Sans faire un inventaire exhaustif des victimes de cette campagne, nous avons noté quelques cas qui sont caricaturaux : un candidat d’un parti a été accusé par les lobbies pro-Kagamé d’être un petit fils d’un des leaders de la Révolution de 1959. Donc, pour eux, un « génocidaire ». Une autre a été accusée d’être la fille d’une journaliste qui donne la parole aux opposants au régime de Kagame. Enfin « l’Ultima ratio regum» de ces puissants lobbies est de dire que les candidats collaborent ou ont collaboré avec une asbl qui ose dire que le FPR de Paul Kagame en général et son armée APR en particulier, ont commis des crimes de guerre et crimes contre l’Humanité et que le régime viole systématiquement les droits de l’homme.
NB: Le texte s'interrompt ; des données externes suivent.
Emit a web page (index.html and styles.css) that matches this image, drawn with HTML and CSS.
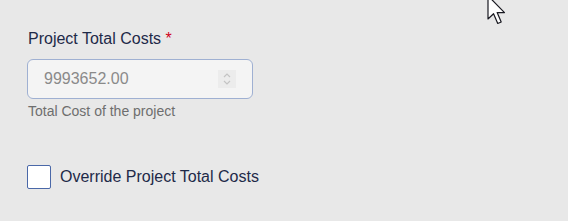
FILE: index.html
```html
<!DOCTYPE html>
<html lang="en">
<head>
  <meta charset="UTF-8">
  <title>Project Total Costs</title>
  <link rel="stylesheet" href="styles.css">
</head>
<body>
  <div class="campo">
    <label class="etiqueta" for="total">Project Total Costs <span class="req">*</span></label>
    <div class="caja">
      <input id="total" class="valor" value="9993652.00" disabled>
      <span class="spinner">
        <svg width="10" height="14" viewBox="0 0 10 14">
          <path d="M2 5 L5 2 L8 5 M2 9 L5 12 L8 9" fill="none" stroke="#c4c4c4" stroke-width="1.2"/>
        </svg>
      </span>
    </div>
    <div class="ayuda">Total Cost of the project</div>
  </div>

  <label class="check">
    <span class="cuadro"></span>
    <span>Override Project Total Costs</span>
  </label>

  <svg class="cursor" width="20" height="30" viewBox="0 0 13 20">
    <path d="M0.5 0.5 L0.5 16 L4.2 12.5 L7 19 L9.3 18 L6.6 11.7 L11.5 11.7 Z" fill="#fff" stroke="#1a1a22" stroke-width="0.8" stroke-linejoin="round"/>
  </svg>
</body>
</html>
```

FILE: styles.css
```css
body {
  font-family: 'Liberation Sans', Arial, sans-serif;
  margin: 0;
  padding: 29px 0 0 27px;
  background-color: #e8e8e8;
  color: #1e2a48;
  height: 221px;
  box-sizing: border-box;
  overflow: hidden;
  position: relative;
}

.campo {
  display: flex;
  flex-direction: column;
  width: 226px;
}

.etiqueta {
  font-size: 16px;
  line-height: 20px;
  padding-left: 1px;
}

.req {
  color: #d0021b;
}

.caja {
  margin-top: 10px;
  height: 40px;
  box-sizing: border-box;
  border: 1px solid #9fb0d2;
  border-radius: 6px;
  background: #f4f4f4;
  display: flex;
  align-items: center;
  padding: 0 16px 0 16px;
}

.valor {
  flex: 1;
  min-width: 0;
  border: none;
  background: transparent;
  font-family: inherit;
  font-size: 16px;
  color: #8a8a8a;
  padding: 0;
  outline: none;
}

.spinner {
  width: 18px;
  height: 18px;
  background: #ececec;
  display: flex;
  align-items: center;
  justify-content: center;
}

.ayuda {
  margin-top: 4px;
  font-size: 14px;
  line-height: 16px;
  color: #6e6e6e;
  padding-left: 1px;
}

.check {
  margin-top: 46px;
  display: flex;
  align-items: center;
  gap: 9px;
  font-size: 16px;
}

.cuadro {
  width: 24px;
  height: 24px;
  box-sizing: border-box;
  border: 1px solid #4a68a8;
  border-radius: 2px;
  background: #fff;
}

.cursor {
  position: absolute;
  left: 487px;
  top: -5px;
}
```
Cette association n’invente pourtant rien car elle ne fait que reprendre le contenu des rapports des ONG qui ont été produits à ce sujet.
Hélas, cela suffit pour priver certains jeunes belges d’origine rwandaise de leurs droits politiques sans qu’ils soient défendus par les partis auxquels ils avaient adhéré tellement les lobbies pro-Kagame sont omnipuissants en Belgique.
Vulgarisateurs zélés et écoutés
Il est vrai que la campagne est menée par des vulgarisateurs (pour ne pas dire des Vuvuzela) zélés. En première ligne on trouve un certain Alain Destexhe, un sénateur belgo-rwandais. Celui-ci est plus connu pour ses éclats médiatiques que pour son travail parlementaire. Il a ainsi défrayé la chronique dans des affaires de corruption et de conflits d’intérêts depuis Kinshasa (RDC) jusqu’à Bakou (Azerbaïdjan) en passant par Paris (France). L’autre est la journaliste du Soir connue comme « spécialiste de la région des Grands Lacs surtout du Rwanda », la trop célèbre Colette Braeckman. Grande admiratrice (adoratrice) devant l’Eternel de Paul Kagame (d’abord comme tutsi comme elle l’a affirmé), elle a accompagné sa conquête du Rwanda depuis l’Ouganda dans les années 1987 jusqu’aujourd’hui. Elle n’hésite pas à falsifier grossièrement les faits historiques quand il faut voler médiatiquement au secours de son idole Paul Kagame.
Conclusion
Le problème est essentiellement politique et est donc d’autant plus difficile à résoudre. La portée des attaques du régime de Paul Kagame relayées par ses lobbies de Belgique est d’ordre politique. Les formations politiques démocratiques auxquelles appartiennent ces jeunes devraient avoir le courage d’y répondre car les arguments ne manquent pas. Mais quand on connaît les calculs politiques, les compromis à la « belge »…on ne peut qu’être pessimiste. Quant au volet judiciaire, il est le plus facile à gérer. Les intéressés peuvent se défendre car ceux qui les accusent d’être « négationnistes ou génocidaires » doivent être déférés devant la justice pour donner des preuves de ces graves accusations.